First round-the-world solar flight to take off next month
A plane powered by the sun will embark on its unprecedented flight around the world next month as its pilots seek to prove that flying is possible without fossil fuels.
The futuristic plane called Solar Impulse 2 is poised for take-off from Abu Dhabi to circumnavigate the globe with stop-overs in India, Myanmar and China before crossing the Pacific Ocean and then flying across the US and southern Europe, after which it will return to Abu Dhabi.
"The plan is to make attempt for the first solar flight around the world ever and to have solar impulse airplane taking off from Abu Dhabi flying around the world through India, China, the Pacific, America, Europe and back to Abu Dhabi," Bertrand Piccard, one of the pilots and the project's co-founder told reporters on the side-lines of the World Future Energy summit currently under way in Abu Dhabi.

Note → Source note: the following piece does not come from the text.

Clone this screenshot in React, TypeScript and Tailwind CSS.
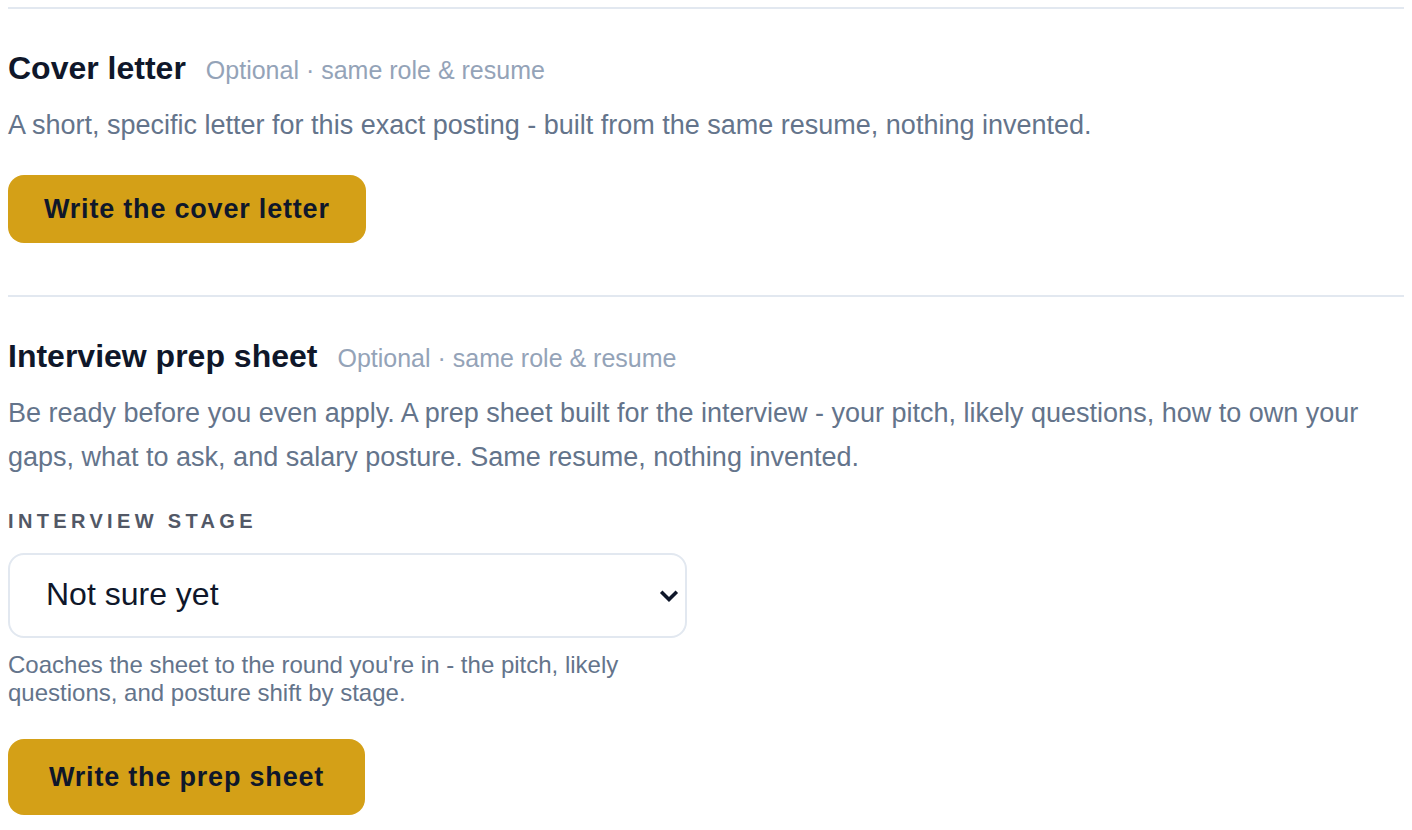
import { useState } from 'react'

function Chevron() {
  return (
    <svg
      viewBox="0 0 20 13"
      className="pointer-events-none absolute right-[8px] top-1/2 h-[13px] w-[20px] -translate-y-1/2"
      fill="none"
      stroke="#0f172a"
      strokeWidth={3.6}
      strokeLinejoin="miter"
    >
      <path d="M2.2 2.2 L10 10 L17.8 2.2" />
    </svg>
  )
}

function SectionHeading({ title }: { title: string }) {
  return (
    <div className="flex items-baseline gap-5">
      <h2 className="text-[32px] font-bold leading-[40px] text-[#0f172a]">{title}</h2>
      <span className="text-[25px] leading-[32px] text-[#94a3b8]">Optional · same role &amp; resume</span>
    </div>
  )
}

export default function App() {
  const [stage, setStage] = useState('unsure')

  return (
    <div className="min-h-screen bg-white px-2 pt-[7px] font-['Liberation_Sans',Arial,sans-serif]">
      <section className="border-t-2 border-[#e2e8f0] pb-[52px] pt-[39px]">
        <SectionHeading title="Cover letter" />
        <p className="mt-[15px] text-[27px] leading-[44px] text-[#64748b]">
          A short, specific letter for this exact posting - built from the same resume, nothing invented.
        </p>
        <button
          type="button"
          className="mt-[28px] flex h-[68px] w-fit items-center rounded-[16px] bg-[#d4a017] px-[36px] text-[27px] font-bold tracking-[0.8px] text-[#0f172a]"
        >
          Write the cover letter
        </button>
      </section>

      <section className="border-t-2 border-[#e2e8f0] pt-[39px]">
        <SectionHeading title="Interview prep sheet" />
        <p className="mt-[15px] text-[27px] leading-[44px] text-[#64748b]">
          Be ready before you even apply. A prep sheet built for the interview - your pitch, likely questions, how
          to own your gaps, what to ask, and salary posture. Same resume, nothing invented.
        </p>

        <label
          htmlFor="stage"
          className="mt-[28px] block text-[20px] font-bold uppercase leading-[28px] tracking-[4.35px] text-[#525866]"
        >
          Interview stage
        </label>
        <div className="relative mt-[18px] w-[679px]">
          <select
            id="stage"
            value={stage}
            onChange={(e) => setStage(e.target.value)}
            className="h-[85px] w-full appearance-none rounded-[16px] border-2 border-[#e2e8f0] bg-white pb-[3px] pl-[36px] pr-[48px] text-[32px] text-[#0f172a] outline-none"
          >
            <option value="unsure">Not sure yet</option>
            <option value="screen">Recruiter screen</option>
            <option value="hm">Hiring manager</option>
            <option value="panel">Panel / onsite</option>
            <option value="final">Final round</option>
          </select>
          <Chevron />
        </div>
        <p className="mt-[13px] max-w-[680px] text-[24px] leading-[28px] text-[#64748b]">
          Coaches the sheet to the round you're in - the pitch, likely questions, and posture shift by stage.
        </p>

        <button
          type="button"
          className="mt-[32px] flex h-[76px] w-fit items-center rounded-[16px] bg-[#d4a017] px-[41px] text-[27px] font-bold tracking-[0.8px] text-[#0f172a]"
        >
          Write the prep sheet
        </button>
      </section>
    </div>
  )
}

On its five-month-long historic journey of 35,000 kilometres the plane's engines will be powered by solar energy only.
The pilot in the plane's small cabin will spend up to five consecutive days and nights in the air and two Swiss pilots will take turns flying the single-seater plane.
The plane, which weighs around as much as a family car and a wingspan equal to that of the largest passenger airliners, will take-off in late February and return by late July.
The plane will spend approximately 25 days flying over its five-month journey, travelling at speeds between 50 and 100 km per hour.
It took 12 years of feasibility studies, design and construction before the aircraft could start its round-the-world solar mission.
The project's founders are working to help find environmentally-friendly methods of flying without using a drop of fuel.
"Renewable energies and clean technologies can achieve impossible things that we can bring solutions to climate change, that we can stimulate growth in the industry and job creation by bringing new cleaner solutions," said Piccard.
The pilots say they are expecting some challenges during the flight, adding that if anything goes wrong they will build another aircraft and continue the journey.